We hear stories of powerful moves of God, and they always come from guys who get paid to be a Christian full time…so…of course those stories are BIG. They are newsworthy…and…they ARE. They are AMAZING stories. The problem is that it sends the wrong message to the laity. The clergy gets paid to “grow the kingdom” 40+ hours per week. So, they have lots of fruit to show for it. This standard is spread out through the Kingdom, and makes “normal folks” feel that they make little to no difference in the Kingdom – even if they TRULY want to…and…actually ARE; it just looks different. Right now my main focus is leading my family spiritually, and being in tight knit community pushing/being pushed closer to Jesus. Along the way Jesus opens up doors to branch outside of growing His Kingdom through discipling my family, and friends I’m in community with.
PAUL: Aaron, you have moved from a high profile, planting and ministry exemplar role to your current pattern. Have people accused you of “leaving the ministry” because of your decision to give so much of your time to the market-place? How do you respond to that?
AARON: I’ve actually never thought about it like that. I think most of the folks who walk with me know my heart well enough to know that if I’m doing something it’s because I heard God’s voice. I think one time a friend who worked closely with in my “vocational ministry” role pushed back a little bit simply because he didn’t want to see me “settle” for JUST discipling my family & potentially “wasting” an apostolic calling Jesus has placed on my life. I received his council, and it led me to the realization that while the season I’m in of discipling my family will never end there will be opportunities that come up to grow the Kingdom outside of that. My friend was encouraging me to be open to those opportunities and to take them. I would view this dialogue as one of those opportunities.
I can’t lie and say that there aren’t days that I miss the “posh” lifestyle of a “cutting edge” church planting pioneer (not my words). We got to make our own schedule, travel at will, and do some really neat things for the Kingdom. But, that season had to come to a close for me as God refined my heart and began preparing me for the next season. He spoke to me that it would come, and that I’d be better prepared for it. I always have, and continue to encourage any and all people in, or going into vocational ministry to be bi-vocational. To me it’s one of the most strategic ways to grow the Kingdom and protect against getting trapped in a “Christian bubble” where you’re always around people just like you.

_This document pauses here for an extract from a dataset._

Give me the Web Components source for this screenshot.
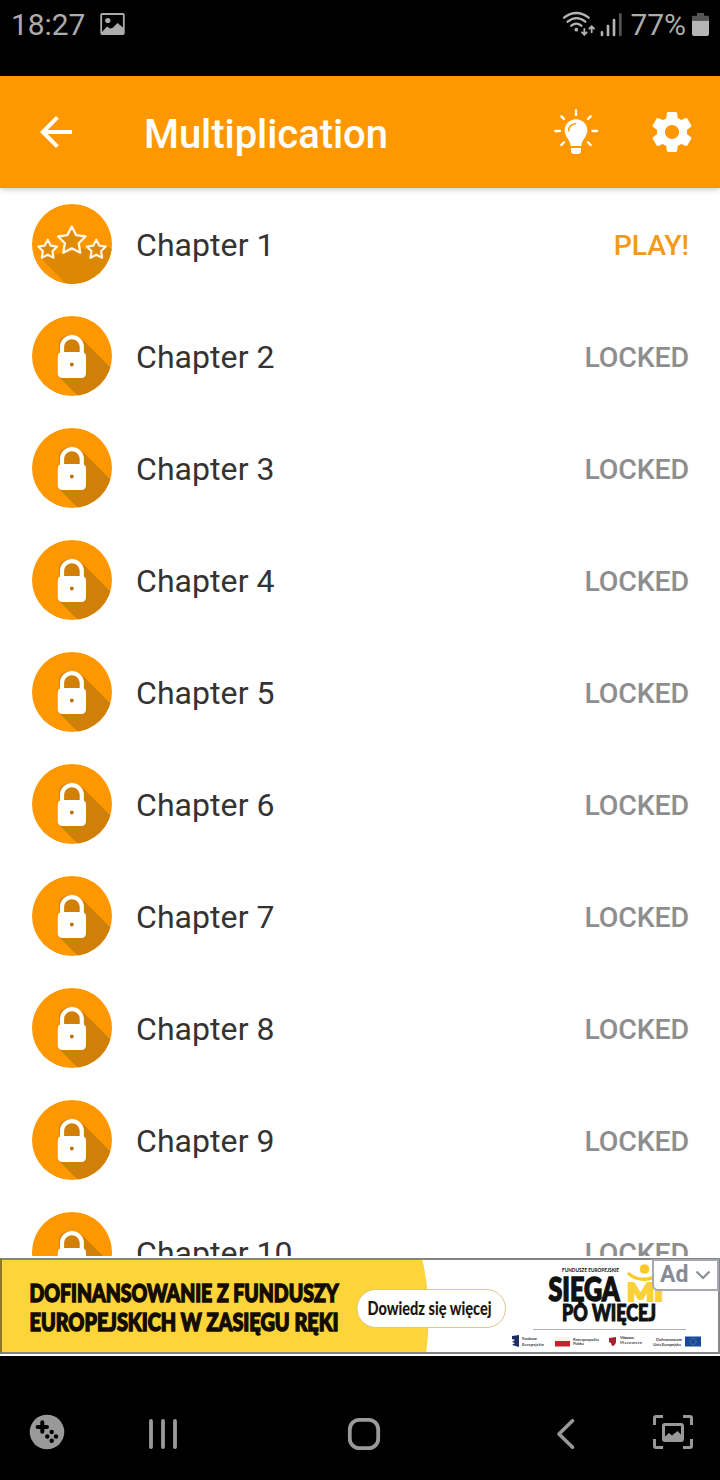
<!DOCTYPE html>
<html lang="en">
<head>
<meta charset="utf-8">
<title>Multiplication</title>
<style>
body{margin:0;background:#000;font-family:Roboto,"Liberation Sans",sans-serif}
</style>
</head>
<body>
<math-app></math-app>
<script>
const define = (name, html) => customElements.define(name, class extends HTMLElement {
  constructor() {
    super();
    const t = document.createElement('template');
    t.innerHTML = html;
    this.attachShadow({ mode: 'open' }).append(t.content.cloneNode(true));
  }
});

define('status-bar', `
<style>
:host{display:flex;box-sizing:border-box;height:76px;padding:7px 9px 0 11px;justify-content:space-between;background:#000;color:#acacac;font-size:30px;line-height:35px}
div{display:flex;align-items:flex-start}
svg{display:block}
.pic{margin:5px 0 0 15px}
.wifi{margin-top:3px}
.sig{margin:3px 9px 0 4px}
.bat{margin:5px 2px 0 6px}
span{letter-spacing:-.1px}
</style>
<div><span>18:27</span>
<svg class="pic" width="26" height="24" viewBox="0 0 26 24"><rect x="1.200" y="2" width="22.600" height="20" rx="1" fill="none" stroke="#acacac" stroke-width="1.800"/><circle cx="7.800" cy="8.500" r="2.600" fill="#acacac"/><path d="M2 20l5-5.500 3 2 2.500-.5 5-5 6 5V22H2z" fill="#acacac"/></svg></div>
<div>
<svg class="wifi" width="34" height="28" viewBox="60 30 102 84"><g fill="none" stroke="#b4b4b4" stroke-width="7" stroke-linecap="round"><path d="M66 53Q103 25 140 53M77 65Q103 44 130 65M88 77Q103 65 118 77"/><path d="M127 87v16m-7-6l7 7 7-7M149 97V80m-7 6l7-7 7 7" stroke-width="5.500"/></g><circle cx="103" cy="89" r="5.500" fill="#b4b4b4"/></svg>
<svg class="sig" width="22" height="28" viewBox="177 30 66 84"><g stroke-width="8" stroke-linecap="round" stroke="#b4b4b4"><path d="M183 97v8M201 78v27M219 60v45"/><path d="M238 43v62" stroke="#555"/></g></svg>
<span>77%</span>
<svg class="bat" width="17" height="25" viewBox="0 0 17 26" preserveAspectRatio="none"><path d="M5 1h7v3h4q1 0 1 1v4H0V5q0-1 1-1h4z" fill="#555"/><path d="M0 9h17v14q0 2-2 2H2q-2 0-2-2z" fill="#b6b6b6"/></svg>
</div>`);

define('app-bar', `
<style>
:host{display:flex;box-sizing:border-box;height:112px;padding:0 24px 0 32px;align-items:center;background:#ff9800;color:#fff;position:relative;z-index:1;box-shadow:0 1px 6px rgba(0,0,0,.24)}
h1{margin:6px auto 0 64px;font-size:40px;font-weight:500;line-height:48px;letter-spacing:-.06px}
svg{display:block}
.bulb{margin-right:48px;margin-top:-2px}
</style>
<svg width="48" height="48" viewBox="0 0 24 24" fill="#fff"><path d="M20 11H7.830l5.590-5.590L12 4l-8 8 8 8 1.410-1.410L7.830 13H20v-2z"/></svg>
<h1><slot></slot></h1>
<svg class="bulb" width="48" height="48" viewBox="66 51 144 144" fill="#fff"><path d="M138 88c-20 0-34 15-34 33 0 20 17 28 18 47h32c1-19 18-27 18-47 0-18-14-33-34-33z"/><path d="M123 174h30v9q0 9-9 9h-12q-9 0-9-9z"/><path d="M116 122q1-19 21-21" fill="none" stroke="#ff9800" stroke-width="4.500" stroke-linecap="round"/><g stroke="#fff" stroke-width="7" stroke-linecap="round"><path d="M138 61v14M76 123h14M187 123h14M94 79l8 8M182 79l-8 8M102 157l-8 8M174 157l8 8"/></g></svg>
<svg width="48" height="48" viewBox="0 0 24 24" fill="#fff"><path d="M19.430 12.980c.04-.32.07-.64.07-.98s-.03-.66-.07-.98l2.110-1.650c.19-.15.24-.42.12-.64l-2-3.460c-.12-.22-.39-.3-.61-.22l-2.490 1c-.52-.4-1.080-.73-1.690-.98l-.38-2.650C14.460 2.180 14.250 2 14 2h-4c-.25 0-.46.18-.49.42l-.38 2.650c-.61.25-1.170.59-1.690.98l-2.490-1c-.23-.09-.49 0-.61.22l-2 3.460c-.13.22-.07.49.12.64l2.110 1.650c-.04.32-.07.65-.07.98s.03.66.07.98l-2.110 1.650c-.19.15-.24.42-.12.64l2 3.460c.12.22.39.3.61.22l2.490-1c.52.4 1.080.73 1.690.98l.38 2.650c.03.24.24.42.49.42h4c.25 0 .46-.18.49-.42l.38-2.650c.61-.25 1.170-.59 1.690-.98l2.490 1c.23.09.49 0 .61-.22l2-3.460c.12-.22.07-.49-.12-.64l-2.110-1.650zM12 15.500c-1.930 0-3.500-1.570-3.500-3.500s1.570-3.500 3.500-3.500 3.500 1.570 3.500 3.500-1.570 3.500-3.500 3.500z"/></svg>`);

define('lock-badge', `
<style>:host{display:block;width:80px;height:80px;border-radius:50%;overflow:hidden}svg{display:block}</style>
<svg width="80" height="80" viewBox="0 0 80 80"><rect width="80" height="80" fill="#ff9800"/><path d="M50 23L82 55V85H51L27 61V30q0-11 13-11z" fill="#d07f08"/><path d="M30 40V31a9.900 9.900 0 0 1 19.800 0V40" fill="none" stroke="#fff" stroke-width="4.200"/><rect x="25.800" y="36" width="28.200" height="26" rx="4.500" fill="#fff"/><circle cx="39.800" cy="48.500" r="1.900" fill="#b8720c"/></svg>`);

define('stars-badge', `
<style>:host{display:block;width:80px;height:80px;border-radius:50%;overflow:hidden}svg{display:block}</style>
<svg width="80" height="80" viewBox="0 0 80 80"><defs><path id="s" d="M0-13.500L4.300-4.900 13.700-3.500 6.900 3.200 8.500 12.700 0 8.300-8.500 12.700-6.900 3.200-13.700-3.500-4.300-4.900z" stroke-linejoin="round"/></defs><rect width="80" height="80" fill="#ff9800"/><path d="M8 53.500L36 82H82V46L73 41 67 49 50 44 40 47 30 49z" fill="#dc8805"/><g fill="#e08b08" stroke="#fff6e6"><use href="#s" x="39.800" y="36" stroke-width="2.300"/><use href="#s" transform="translate(15.700 45) scale(.69)" stroke-width="3.100"/><use href="#s" transform="translate(64.300 45) scale(.69)" stroke-width="3.100"/></g></svg>`);

define('chapter-row', `
<style>
:host{display:flex;box-sizing:border-box;height:112px;flex:none;align-items:center;padding:0 31px 0 32px}
.name{margin:2px auto 0 24px;font-size:32px;line-height:38px;color:#333;letter-spacing:.06px}
.state{margin-top:4px;font-size:28.500px;line-height:34px;font-weight:500;color:#8e8e8e;letter-spacing:-.15px}
:host([open]) .state{color:#f59a18}
</style>
<slot name="badge"></slot><span class="name"><slot></slot></span><span class="state"><slot name="state"></slot></span>`);

define('ad-banner', `
<style>
:host{display:grid;grid-template-columns:352px 158px 208px;box-sizing:border-box;height:100px;border-top:2px solid #fff;border-bottom:2px solid #fff;background:#fff;position:relative}
.back{position:absolute;left:0;top:0}
svg{display:block;position:relative}
text{font-family:Lato,"Open Sans",sans-serif}
.frame{position:absolute;inset:0;border:2px solid #858585;border-left-color:#8a7727;border-right-color:#888}
.tag{position:absolute;right:1px;top:1px;width:67px;height:32px;box-sizing:border-box;border:2px solid #a4a8b0;border-radius:0 0 0 6px;background:#fff;display:flex;align-items:center;justify-content:space-between;padding:0 6px;font:700 23px/28px Roboto,sans-serif;color:#868b96}
</style>
<svg class="back" width="720" height="96" viewBox="0 0 720 96"><path d="M0 0H422Q433 48 426 96H0z" fill="#fdd538"/></svg>
<svg width="352" height="96" viewBox="0 1258 352 96"><g font-size="25" font-weight="900" fill="#140c02" stroke="#140c02" stroke-width="1.500"><text x="29.500" y="1301.500" textLength="309" lengthAdjust="spacingAndGlyphs">DOFINANSOWANIE Z FUNDUSZY</text><text x="29.500" y="1330.500" textLength="309" lengthAdjust="spacingAndGlyphs">EUROPEJSKICH W ZASIĘGU RĘKI</text></g></svg>
<svg width="158" height="96" viewBox="352 1258 158 96"><rect x="357" y="1289.500" width="148.500" height="38" rx="19" fill="#fff" stroke="#dfc58a"/><text x="367.500" y="1314.500" font-size="19" font-weight="900" fill="#1c1712" textLength="124" lengthAdjust="spacingAndGlyphs">Dowiedz się więcej</text></svg>
<svg width="208" height="96" viewBox="510 1258 208 96"><g fill="#111"><text x="562" y="1272" font-size="6" font-weight="700" textLength="57" lengthAdjust="spacingAndGlyphs">FUNDUSZE EUROPEJSKIE</text><g font-weight="900" stroke="#111" stroke-width="1.600"><text x="548.500" y="1301" font-size="33" textLength="71" lengthAdjust="spacingAndGlyphs">SIĘGA</text><text x="562" y="1320.500" font-size="22" stroke-width="1.100" textLength="94" lengthAdjust="spacingAndGlyphs">PO WIĘCEJ</text></g></g>
<text x="627" y="1300.500" font-size="24" font-weight="900" fill="#fbd13a" stroke="#fbd13a" stroke-width="2.200" textLength="36" lengthAdjust="spacingAndGlyphs">MI</text><circle cx="644.500" cy="1269" r="4.800" fill="#fbc92c"/><path d="M629 1274q10 8 23 4" fill="none" stroke="#fbc92c" stroke-width="3.500" stroke-linecap="round"/>
<path d="M533 1329.500h153" stroke="#b5afa8"/>
<path d="M512 1336l7-1v12l-7-2 3-2-3-1 3-2-3-1z" fill="#1c2c63"/><path d="M555 1337h15v4h-15z" fill="#f5f2f2"/><path d="M555 1341h15v5.500h-15z" fill="#c9202b"/><path d="M609 1338l7-1v5q-1 4-4 4l-1-3-2-1z" fill="#a52031"/><rect x="685" y="1336.500" width="16" height="10" fill="#174a9b"/><circle cx="693" cy="1341.500" r="3" fill="none" stroke="#9da969" stroke-dasharray=".8 1.100"/>
<g font-size="4.200" font-weight="700" fill="#4a4a4e"><text x="522" y="1340" textLength="15">Fundusze</text><text x="522" y="1345.500" textLength="22">Europejskie</text><text x="573" y="1341" textLength="26">Rzeczpospolita</text><text x="573" y="1345" textLength="11">Polska</text><text x="620" y="1339" textLength="14">Warszawa</text><text x="620" y="1343.500" textLength="22">Mazowsze</text><text x="656" y="1341" textLength="26">Dofinansowane</text><text x="653" y="1346" textLength="28">Unia Europejska</text></g></svg>
<div class="frame"></div>
<div class="tag"><span>Ad</span><svg width="16" height="10" viewBox="0 0 16 10"><path d="M1.500 1.500L8 8l6.500-6.500" fill="none" stroke="#868b96" stroke-width="2"/></svg></div>`);

define('nav-bar', `
<style>
:host{display:grid;grid-template-columns:94px 138px 264px 140px 74px;box-sizing:border-box;height:124px;padding-top:32px;background:#000;justify-items:center;align-items:center}
svg{display:block}
.up{margin-top:-4px}
</style>
<svg class="up" width="36" height="36" viewBox="0 0 36 36"><circle cx="18" cy="18" r="17.300" fill="#999"/><path d="M13.300 8.300v9.400M8.600 13h9.400" stroke="#000" stroke-width="4" stroke-linecap="round"/><circle cx="22.700" cy="18" r="2.200"/><circle cx="18.300" cy="22.500" r="2.200"/><circle cx="27" cy="22.500" r="2.200"/><circle cx="22.700" cy="26.800" r="2.200"/></svg>
<svg width="30" height="32" viewBox="0 0 30 32"><path d="M3 3v26M15 3v26M27 3v26" stroke="#999" stroke-width="3.800" stroke-linecap="round"/></svg>
<svg width="34" height="34" viewBox="0 0 34 34"><rect x="2.800" y="2.800" width="28.400" height="28.400" rx="9.500" fill="none" stroke="#999" stroke-width="3.800"/></svg>
<svg width="20" height="32" viewBox="0 0 20 32"><path d="M16.500 2.800L3 16l13.500 13.200" fill="none" stroke="#999" stroke-width="3.600" stroke-linecap="round" stroke-linejoin="round"/></svg>
<svg class="up" width="40" height="34" viewBox="0 0 40 34"><path d="M1.500 10V3Q1.500 1.500 3 1.500h7M30 1.500h7q1.500 0 1.500 1.500v7M38.500 24v7q0 1.500-1.500 1.500h-7M10 32.500H3Q1.500 32.500 1.500 31v-7" fill="none" stroke="#999" stroke-width="3"/><rect x="10.500" y="9.500" width="19" height="16" rx="1.500" fill="none" stroke="#999" stroke-width="3"/><path d="M11 22.500l5-4.500 3 2.500 5.500-4.500 5 5V26H11z" fill="#999"/></svg>`);

define('math-app', `
<style>
:host{display:flex;flex-direction:column;width:720px;height:1480px;background:#000}
main{display:flex;flex-direction:column;height:1068px;overflow:hidden;background:#fff}
status-bar,app-bar,ad-banner,nav-bar{flex:none}
</style>
<status-bar></status-bar>
<app-bar>Multiplication</app-bar>
<main>
<chapter-row open><stars-badge slot="badge"></stars-badge>Chapter 1<span slot="state">PLAY!</span></chapter-row>
${[2,3,4,5,6,7,8,9,10].map(n => `<chapter-row><lock-badge slot="badge"></lock-badge>Chapter ${n}<span slot="state">LOCKED</span></chapter-row>`).join('')}
</main>
<ad-banner></ad-banner>
<nav-bar></nav-bar>`);
</script>
</body>
</html>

AARON: Paul, tell me how you balance doing “big” meaningful things for the growth of the Kingdom (ie, the things that draw attention, get recognition, etc.) and the “small” seemingly less meaningful task of discipling a few people very closely for a couple of years at a time as Jesus modelled in the scriptures…the “big” things seem better. They get more attention. On the surface they seem to make more of an impact. Could we be missing out on the biggest thing of all? (Discipling a few to go and make disciples themselves – this doesn’t make the cover of a magazine, and nobody brings you to speak at their conference because you spent two years with three guys who go on to multiply the Jesus in them, in others)
PAUL: You’re probably right that the quiet, low profile, person-to-person is not what tends to get celebrated. It’s generally not what’s paid. Having said that, I am sensing a growing hunger for spirituality that equips the believer for his/her particular world. I think people are hungry for that. I think that people don’t want a spirituality that implies that their work (the bulk of their lives) is irrelevant to God, the kingdom of God or the Church. I find people resistant to a teaching that makes growing their church the Great Cause from which their work and their families are regarded as an unfortunate distraction. (Growing the church is, dare I say, a concern absent from the Gospel.)
In a way the fact that my work in the market place in 2014 has taken up the great proportion of my week really has forced me to value the “small” things. But then that’s not really so much of a shift when I reflect on it. When I think about it the fruit I have most valued through the years has been exactly the kind of low profile, person-to-person kind of ministry you’re talking about; those moments of being instrumental in another’s finding faith, or being pivotal in another’s journey in some other way. Those interactions – meeting, developing a relationship, Gospel-ing, praying through to assurance, discipling etc. – for me these have all taken place “outside” in the place of our scattered life. I guess that’s why I resonate so strongly with the image of the meeting place as the training place for the market place.
To make it personal, my work in real estate in 2014 has invited me in a fresh way into people’s lives in all their times of transition; births, marriages, deaths, promotions, retrenchments, children growing up, prosperity and pressure, relocations – the works. And my conversations in those moments can be multi-layered. Often people start opening up about their lives in a quite unexpected way. And sometimes those conversations can be significant.